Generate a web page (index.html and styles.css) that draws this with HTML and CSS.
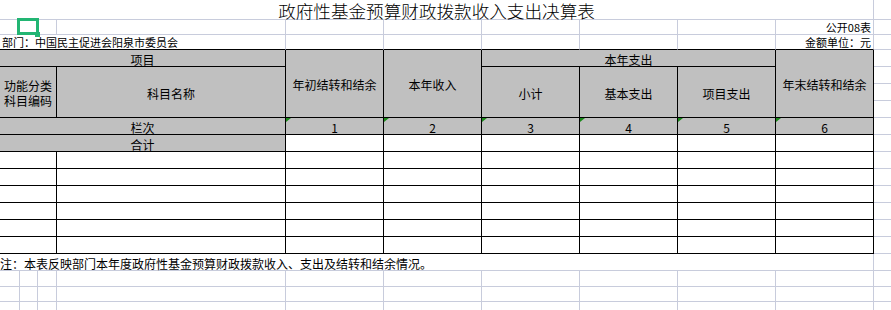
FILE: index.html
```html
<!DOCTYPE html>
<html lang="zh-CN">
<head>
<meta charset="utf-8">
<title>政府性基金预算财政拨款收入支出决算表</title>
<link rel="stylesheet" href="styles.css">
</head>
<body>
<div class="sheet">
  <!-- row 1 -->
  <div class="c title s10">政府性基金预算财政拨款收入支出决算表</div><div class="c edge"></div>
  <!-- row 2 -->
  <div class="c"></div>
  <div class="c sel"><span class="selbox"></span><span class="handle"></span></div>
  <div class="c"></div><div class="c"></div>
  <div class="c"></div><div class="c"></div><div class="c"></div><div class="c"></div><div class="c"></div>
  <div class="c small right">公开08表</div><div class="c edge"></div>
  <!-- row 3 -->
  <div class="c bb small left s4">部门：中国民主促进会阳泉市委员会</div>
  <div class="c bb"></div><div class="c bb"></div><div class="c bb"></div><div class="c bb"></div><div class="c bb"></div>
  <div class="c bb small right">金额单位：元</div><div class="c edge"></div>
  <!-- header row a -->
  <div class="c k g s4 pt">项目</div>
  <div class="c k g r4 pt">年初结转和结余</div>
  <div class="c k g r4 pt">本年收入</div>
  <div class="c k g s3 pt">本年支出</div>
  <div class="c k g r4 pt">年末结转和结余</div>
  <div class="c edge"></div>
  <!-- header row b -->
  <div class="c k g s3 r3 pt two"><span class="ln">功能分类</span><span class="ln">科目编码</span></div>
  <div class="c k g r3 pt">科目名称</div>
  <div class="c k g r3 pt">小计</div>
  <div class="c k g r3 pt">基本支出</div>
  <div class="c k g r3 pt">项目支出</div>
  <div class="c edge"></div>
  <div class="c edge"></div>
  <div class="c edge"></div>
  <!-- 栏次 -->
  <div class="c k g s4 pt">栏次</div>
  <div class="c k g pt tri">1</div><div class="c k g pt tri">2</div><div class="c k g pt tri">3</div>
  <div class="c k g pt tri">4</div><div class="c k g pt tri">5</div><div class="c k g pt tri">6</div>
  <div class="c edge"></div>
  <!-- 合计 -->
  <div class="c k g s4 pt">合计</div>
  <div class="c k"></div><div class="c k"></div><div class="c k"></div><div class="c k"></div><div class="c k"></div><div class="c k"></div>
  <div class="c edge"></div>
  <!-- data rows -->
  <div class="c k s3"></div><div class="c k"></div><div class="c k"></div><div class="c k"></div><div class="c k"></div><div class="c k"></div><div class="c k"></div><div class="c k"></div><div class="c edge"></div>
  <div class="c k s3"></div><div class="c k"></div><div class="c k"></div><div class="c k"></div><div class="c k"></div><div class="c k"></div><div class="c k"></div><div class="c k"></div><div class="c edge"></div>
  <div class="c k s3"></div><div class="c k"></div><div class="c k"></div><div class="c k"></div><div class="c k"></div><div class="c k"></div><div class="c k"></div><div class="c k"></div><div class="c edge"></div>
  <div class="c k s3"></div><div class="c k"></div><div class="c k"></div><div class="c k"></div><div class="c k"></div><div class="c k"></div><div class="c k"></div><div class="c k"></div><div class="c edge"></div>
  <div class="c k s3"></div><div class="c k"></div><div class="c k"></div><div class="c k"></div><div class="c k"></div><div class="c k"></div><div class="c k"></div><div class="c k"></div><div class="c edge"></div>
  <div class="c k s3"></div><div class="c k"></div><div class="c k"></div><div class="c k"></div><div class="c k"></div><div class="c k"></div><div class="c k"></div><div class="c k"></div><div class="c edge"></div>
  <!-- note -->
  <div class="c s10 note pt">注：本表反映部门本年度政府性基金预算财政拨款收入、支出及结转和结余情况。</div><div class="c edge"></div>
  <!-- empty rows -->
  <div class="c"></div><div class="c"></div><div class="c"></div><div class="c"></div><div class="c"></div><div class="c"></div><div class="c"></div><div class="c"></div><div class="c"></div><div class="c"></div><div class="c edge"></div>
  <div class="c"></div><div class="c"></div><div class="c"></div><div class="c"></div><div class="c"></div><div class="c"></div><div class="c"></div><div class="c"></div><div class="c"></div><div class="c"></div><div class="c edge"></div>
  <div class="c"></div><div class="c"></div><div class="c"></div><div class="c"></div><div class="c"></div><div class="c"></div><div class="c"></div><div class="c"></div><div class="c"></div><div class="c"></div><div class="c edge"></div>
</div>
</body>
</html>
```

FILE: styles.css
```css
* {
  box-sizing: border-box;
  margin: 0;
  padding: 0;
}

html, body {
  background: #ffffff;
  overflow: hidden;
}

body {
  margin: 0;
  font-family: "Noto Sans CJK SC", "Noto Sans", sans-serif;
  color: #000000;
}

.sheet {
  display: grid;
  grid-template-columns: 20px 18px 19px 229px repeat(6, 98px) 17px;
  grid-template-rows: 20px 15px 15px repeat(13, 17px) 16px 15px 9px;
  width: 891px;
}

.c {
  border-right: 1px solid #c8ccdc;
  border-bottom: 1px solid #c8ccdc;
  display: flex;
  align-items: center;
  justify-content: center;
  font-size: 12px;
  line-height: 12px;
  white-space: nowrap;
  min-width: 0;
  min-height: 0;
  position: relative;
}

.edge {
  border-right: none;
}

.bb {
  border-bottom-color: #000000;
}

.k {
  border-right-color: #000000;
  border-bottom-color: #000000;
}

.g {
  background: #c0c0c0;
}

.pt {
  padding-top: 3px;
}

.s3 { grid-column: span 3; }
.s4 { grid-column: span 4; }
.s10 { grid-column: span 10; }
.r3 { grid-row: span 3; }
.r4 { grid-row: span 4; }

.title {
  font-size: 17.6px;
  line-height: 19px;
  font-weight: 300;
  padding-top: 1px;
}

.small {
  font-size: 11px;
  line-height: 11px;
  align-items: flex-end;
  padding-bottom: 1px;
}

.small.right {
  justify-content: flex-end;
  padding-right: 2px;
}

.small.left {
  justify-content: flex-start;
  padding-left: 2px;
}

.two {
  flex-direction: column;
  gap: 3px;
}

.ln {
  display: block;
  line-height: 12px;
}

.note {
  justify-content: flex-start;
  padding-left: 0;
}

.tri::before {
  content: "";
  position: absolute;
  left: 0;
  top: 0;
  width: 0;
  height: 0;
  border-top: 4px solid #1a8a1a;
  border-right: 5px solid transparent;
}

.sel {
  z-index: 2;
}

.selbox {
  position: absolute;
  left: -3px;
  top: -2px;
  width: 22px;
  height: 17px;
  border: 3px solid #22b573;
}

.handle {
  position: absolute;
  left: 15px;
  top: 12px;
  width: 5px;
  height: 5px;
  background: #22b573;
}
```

◇ ◇ ◇ ◇ ◇ ◇ ◇

◆ Stated goal
In your copy, leave out the pictures and reproduce the material above exactly.

◆ Reply to the task
Generate a web page (index.html and styles.css) that draws this with HTML and CSS.
FILE: index.html
```html
<!DOCTYPE html>
<html lang="zh-CN">
<head>
<meta charset="utf-8">
<title>政府性基金预算财政拨款收入支出决算表</title>
<link rel="stylesheet" href="styles.css">
</head>
<body>
<div class="sheet">
  <!-- row 1 -->
  <div class="c title s10">政府性基金预算财政拨款收入支出决算表</div><div class="c edge"></div>
  <!-- row 2 -->
  <div class="c"></div>
  <div class="c sel"><span class="selbox"></span><span class="handle"></span></div>
  <div class="c"></div><div class="c"></div>
  <div class="c"></div><div class="c"></div><div class="c"></div><div class="c"></div><div class="c"></div>
  <div class="c small right">公开08表</div><div class="c edge"></div>
  <!-- row 3 -->
  <div class="c bb small left s4">部门：中国民主促进会阳泉市委员会</div>
  <div class="c bb"></div><div class="c bb"></div><div class="c bb"></div><div class="c bb"></div><div class="c bb"></div>
  <div class="c bb small right">金额单位：元</div><div class="c edge"></div>
  <!-- header row a -->
  <div class="c k g s4 pt">项目</div>
  <div class="c k g r4 pt">年初结转和结余</div>
  <div class="c k g r4 pt">本年收入</div>
  <div class="c k g s3 pt">本年支出</div>
  <div class="c k g r4 pt">年末结转和结余</div>
  <div class="c edge"></div>
  <!-- header row b -->
  <div class="c k g s3 r3 pt two"><span class="ln">功能分类</span><span class="ln">科目编码</span></div>
  <div class="c k g r3 pt">科目名称</div>
  <div class="c k g r3 pt">小计</div>
  <div class="c k g r3 pt">基本支出</div>
  <div class="c k g r3 pt">项目支出</div>
  <div class="c edge"></div>
  <div class="c edge"></div>
  <div class="c edge"></div>
  <!-- 栏次 -->
  <div class="c k g s4 pt">栏次</div>
  <div class="c k g pt tri">1</div><div class="c k g pt tri">2</div><div class="c k g pt tri">3</div>
  <div class="c k g pt tri">4</div><div class="c k g pt tri">5</div><div class="c k g pt tri">6</div>
  <div class="c edge"></div>
  <!-- 合计 -->
  <div class="c k g s4 pt">合计</div>
  <div class="c k"></div><div class="c k"></div><div class="c k"></div><div class="c k"></div><div class="c k"></div><div class="c k"></div>
  <div class="c edge"></div>
  <!-- data rows -->
  <div class="c k s3"></div><div class="c k"></div><div class="c k"></div><div class="c k"></div><div class="c k"></div><div class="c k"></div><div class="c k"></div><div class="c k"></div><div class="c edge"></div>
  <div class="c k s3"></div><div class="c k"></div><div class="c k"></div><div class="c k"></div><div class="c k"></div><div class="c k"></div><div class="c k"></div><div class="c k"></div><div class="c edge"></div>
  <div class="c k s3"></div><div class="c k"></div><div class="c k"></div><div class="c k"></div><div class="c k"></div><div class="c k"></div><div class="c k"></div><div class="c k"></div><div class="c edge"></div>
  <div class="c k s3"></div><div class="c k"></div><div class="c k"></div><div class="c k"></div><div class="c k"></div><div class="c k"></div><div class="c k"></div><div class="c k"></div><div class="c edge"></div>
  <div class="c k s3"></div><div class="c k"></div><div class="c k"></div><div class="c k"></div><div class="c k"></div><div class="c k"></div><div class="c k"></div><div class="c k"></div><div class="c edge"></div>
  <div class="c k s3"></div><div class="c k"></div><div class="c k"></div><div class="c k"></div><div class="c k"></div><div class="c k"></div><div class="c k"></div><div class="c k"></div><div class="c edge"></div>
  <!-- note -->
  <div class="c s10 note pt">注：本表反映部门本年度政府性基金预算财政拨款收入、支出及结转和结余情况。</div><div class="c edge"></div>
  <!-- empty rows -->
  <div class="c"></div><div class="c"></div><div class="c"></div><div class="c"></div><div class="c"></div><div class="c"></div><div class="c"></div><div class="c"></div><div class="c"></div><div class="c"></div><div class="c edge"></div>
  <div class="c"></div><div class="c"></div><div class="c"></div><div class="c"></div><div class="c"></div><div class="c"></div><div class="c"></div><div class="c"></div><div class="c"></div><div class="c"></div><div class="c edge"></div>
  <div class="c"></div><div class="c"></div><div class="c"></div><div class="c"></div><div class="c"></div><div class="c"></div><div class="c"></div><div class="c"></div><div class="c"></div><div class="c"></div><div class="c edge"></div>
</div>
</body>
</html>
```

FILE: styles.css
```css
* {
  box-sizing: border-box;
  margin: 0;
  padding: 0;
}

html, body {
  background: #ffffff;
  overflow: hidden;
}

body {
  margin: 0;
  font-family: "Noto Sans CJK SC", "Noto Sans", sans-serif;
  color: #000000;
}

.sheet {
  display: grid;
  grid-template-columns: 20px 18px 19px 229px repeat(6, 98px) 17px;
  grid-template-rows: 20px 15px 15px repeat(13, 17px) 16px 15px 9px;
  width: 891px;
}

.c {
  border-right: 1px solid #c8ccdc;
  border-bottom: 1px solid #c8ccdc;
  display: flex;
  align-items: center;
  justify-content: center;
  font-size: 12px;
  line-height: 12px;
  white-space: nowrap;
  min-width: 0;
  min-height: 0;
  position: relative;
}

.edge {
  border-right: none;
}

.bb {
  border-bottom-color: #000000;
}

.k {
  border-right-color: #000000;
  border-bottom-color: #000000;
}

.g {
  background: #c0c0c0;
}

.pt {
  padding-top: 3px;
}

.s3 { grid-column: span 3; }
.s4 { grid-column: span 4; }
.s10 { grid-column: span 10; }
.r3 { grid-row: span 3; }
.r4 { grid-row: span 4; }

.title {
  font-size: 17.6px;
  line-height: 19px;
  font-weight: 300;
  padding-top: 1px;
}

.small {
  font-size: 11px;
  line-height: 11px;
  align-items: flex-end;
  padding-bottom: 1px;
}

.small.right {
  justify-content: flex-end;
  padding-right: 2px;
}

.small.left {
  justify-content: flex-start;
  padding-left: 2px;
}

.two {
  flex-direction: column;
  gap: 3px;
}

.ln {
  display: block;
  line-height: 12px;
}

.note {
  justify-content: flex-start;
  padding-left: 0;
}

.tri::before {
  content: "";
  position: absolute;
  left: 0;
  top: 0;
  width: 0;
  height: 0;
  border-top: 4px solid #1a8a1a;
  border-right: 5px solid transparent;
}

.sel {
  z-index: 2;
}

.selbox {
  position: absolute;
  left: -3px;
  top: -2px;
  width: 22px;
  height: 17px;
  border: 3px solid #22b573;
}

.handle {
  position: absolute;
  left: 15px;
  top: 12px;
  width: 5px;
  height: 5px;
  background: #22b573;
}
```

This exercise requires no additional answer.